Pour cet ancien communicateur de plusieurs ONG internationales, dont la Croix-Rouge, « les Eglises gagneraient d’ailleurs à dissocier leur fonctionnement administratif et financier, en les professionnalisant, d’avec la transmission de l’Evangile qui les fonde ». Cela permettrait, par exemple, de renforcer l’identité corporative très faible de l’institution, et donc la communication interne entre ses membres. Selon John Grinling, de ce point de vue, un bon professionnel doit pouvoir travailler dans n’importe quel contexte, y compris ecclésial.

Responsable du service protestant de la Radio Suisse romande, le pasteur et journaliste Michel Kocher ne pense pas autrement. Ce qui compte, c’est de surmonter « l’incapacité des Eglises réformées à prendre la parole. Alors que nous prônons la culture du débat, et que nous avons souvent de quoi l’alimenter, nous nous auto censurons ». Pour cela, il faut des gens compétents et pas forcément des ministres : « Quelqu’un d’extérieur ne sera pas considéré comme une menace par ses pairs, et demeurera plus proche des préoccupations des gens ». L’important, c’est donc davantage « l’honnêteté intellectuelle » que la conviction elle-même. Une évolutionDu côté de l’Eglise réformée vaudoise (EERV), un chargé de promotion entrera en fonction dans quelques semaines. L’EERV a engagé pour ce poste à mi-temps un pasteur, Daniel Fatzer. « Il devra aider l’Eglise à se rendre plus visible, entre autres lors de manifestations traditionnelles comme le Comptoir, ou à l’occasion d’événements spécifiques à créer », détaille le Conseiller synodal Etienne Roulet. Le choix d’un homme du sérail s’explique en partie par le fait que pour l’instant, en attendant que le Grand Conseil vaudois accepte la nouvelle loi ecclésiastique, le canton ne prend pas en charge les postes laïcs. A terme, cependant, l’EERV espère former un tandem de communication, en s’assurant aussi les services d’un professionnel de la pub.

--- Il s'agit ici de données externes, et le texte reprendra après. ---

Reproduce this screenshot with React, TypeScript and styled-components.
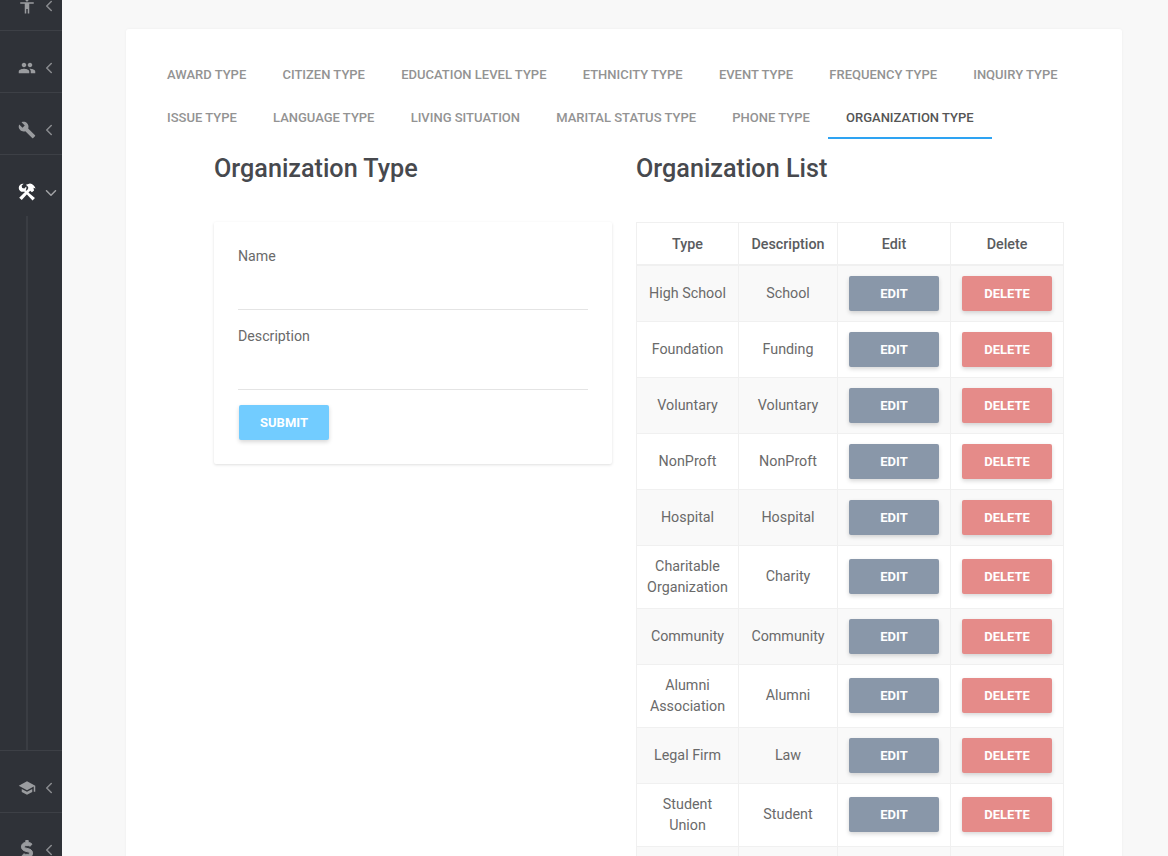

Pierre Marguerat, qui reste attaché de presse et responsable de l’information interne, y voit le signe d’une évolution. « Lors de ma nomination, en 1990, l’Eglise désirait un ministre au bénéfice d’une formation théologique, qui soit par exemple capable de montrer les enjeux ecclésiaux d’une réorganisation des structures. A l’avenir, cette volonté pourrait être réexaminée ». Bref, on peut tout aussi bien considérer que la foi et la compétence théologique ne soient pas l’affaire d’un communicateur.

Pour sa part, malgré les difficultés, Pierre Marguerat s’avoue plutôt à l’aise dans une fonction où il s’ouvre aux attentes des journalistes tout en étant partie prenante de la vie d’Eglise. Au contraire, Paolo Mariani pense qu’une certaine distance « peut aider à mettre le doigt sur ce que l’on ne voit plus lorsque l’on est trop impliqué ». Deux conceptions pour arriver à un résultat identique : élargir la visibilité institutionnelle et faire entendre les engagements des protestants.